E quando as letras dizem o que querem em inglês, de boca muito fechada e arrastando-se como à saída de um bar, dizem-se em americano. A voz é a do rei lagarto. Não sei porquê mas é sempre a ele que lhe calham as locuções. Se calhar tem tempo.
Esfrega uma mão na outra para limpar a areia da ampulheta que partiu em 71 e sem rede, sem ensaio, agarra-se às minhas palavras e arrasta-as pelo microfone.
“He drags them down straight from the gutter. Dirty as trash – but never worn out – he speaks out, loud as hell, near my heart, near my brain and it looks like a door to the mind in the desert. Thirsty, waiting for some blood to keep the road passing underneath my mind.”
E são palavras assim que o ouço dizer.

(E quando penso nisso penso que a diferença entre heart e hears é de uma letra apenas. De um T empertigado e vistoso para um S torcido sobre si próprio, envergonhado. Será o coração que fala pleno de propriedade e as orelhas se limitam a deixar entrar qualquer som que se produza? Deve ser assim.)

Tenho andado de cabeça engripada, cheio de ideias mal curadas que não podem ver a luz do dia. Parece uma doença de falta de pigmentação no cérebro que não deixa o sol entrar, nem pelos poros do corpo. Tapado, de olhos virados para dentro, tenho vivido os dias como dantes mas agora, não sei porquê, há muito que guardo a noite para os pontos de luz na caixa. Alta definição de baixa qualidade intelectual. É o que tem apetecido. Empapar a cabeça até sentir escorrer pela orelhas o bolbo raquidiano e a massa encefálica. Tudo junto num cocktail intragável de viscosidade indescritível. E depois vou dormir.
Ando a perder grãos de areia é o que é.
E isso não pode ser. Tenho que voltar ao que era eu. Aqui especado de vez em quando sem saber que palavras pôr porque tenho vontade de as pôr todas. Sempre é melhor ter mais que menos e eu ainda tenho muitas guardadas aqui na caixinha em cima dos ombros.
É só voltar a levantar a tampa.

E as 3 dimensões?
3 planos para isto:
- pôr uma letra que fique bem entre 2 que já lá estejam
- usar as cores todas – mesmo que se repita uma ou outra para dar mais luz aqui ou ali
- respirar fundo, aumentar o volume e ligar o teclado ao disco interno (aquele que está aqui a fazer pum pum pum pum pum pum pum pum)
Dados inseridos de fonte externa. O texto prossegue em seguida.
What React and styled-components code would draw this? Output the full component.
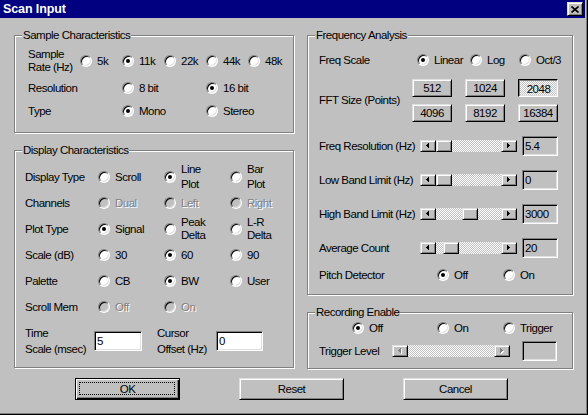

e se isto fosse um quadro? É melhor não.

terça-feira, setembro 23, 2008

Quem é o maior, quem é?


Aproveitando descaradamente a ideia de um amigo, ganhei pontos com a princesa. Passado que está o verão de toda a gente, veio esta semana de férias com 7 diazinhos para gozar do princípio ao fim. E como o fim do dia estava perfeito, lá fomos para a praia.
20 minutos depois, um parque inteiro para pôr o carro e uma praia inteira só para nós.
- Já viste filha? O pai reservou a praia toda só para nós.
- E aqueles senhores ali ao fundo?
(um casalinho de namorados na torre – agora – abandonada do pessoal das marés vivas mas com menos silicone, que estava ali só para me dar cabo do esquema)
- Estavam a guardar a praia como o pai pediu. Agora já se podem ir embora.
E não é que eles foram?
Quem é o maior, quem é?
- o Pai.
E fez aquele sorriso maravilhoso que rebenta de felicidade qualquer um.

É aproveitar agora que amanhã ela cresce é já não pega.

sexta-feira, setembro 19, 2008

Obituário?

Apetecia-me ser arrogante, insolente.
Dar-me mais importância que a que tenho e olhar de cima.
Aproveitar cada minuto.
Deixar para trás quem não me merece e não me respeita.
Dar um chuto nisto e ir à vida tirar meças. Pedir satisfações. Chamar-lhe puta.
Virar costas e decidir os meus dias. Ter a coragem de uma vida e tentar. Arriscar. Saltar do precipício sem temer o desconhecido. Ignorar o perigo de não se estar seguro. E se um dia acordar, olhar para baixo e perceber: olha... acabou-se.
Sou eu ali, deitado. Bonito o fato, mas eu preferia uma t-shirt. Daquelas minhas que me conhece o cheiro e as formas e que já devia ter ido para o lixo quando se descoseu no ombro.
Mas foi a partir dessa altura que mais me passou a apetecer vesti-la.

Merda pá. Não fiz nada.
Aguentei-me ali com medo. E agora olha, é o que se vê. Adiantou muito.

Mas fui feliz. E tirando hoje que só me apetece olhar para baixo, sou mesmo muito feliz.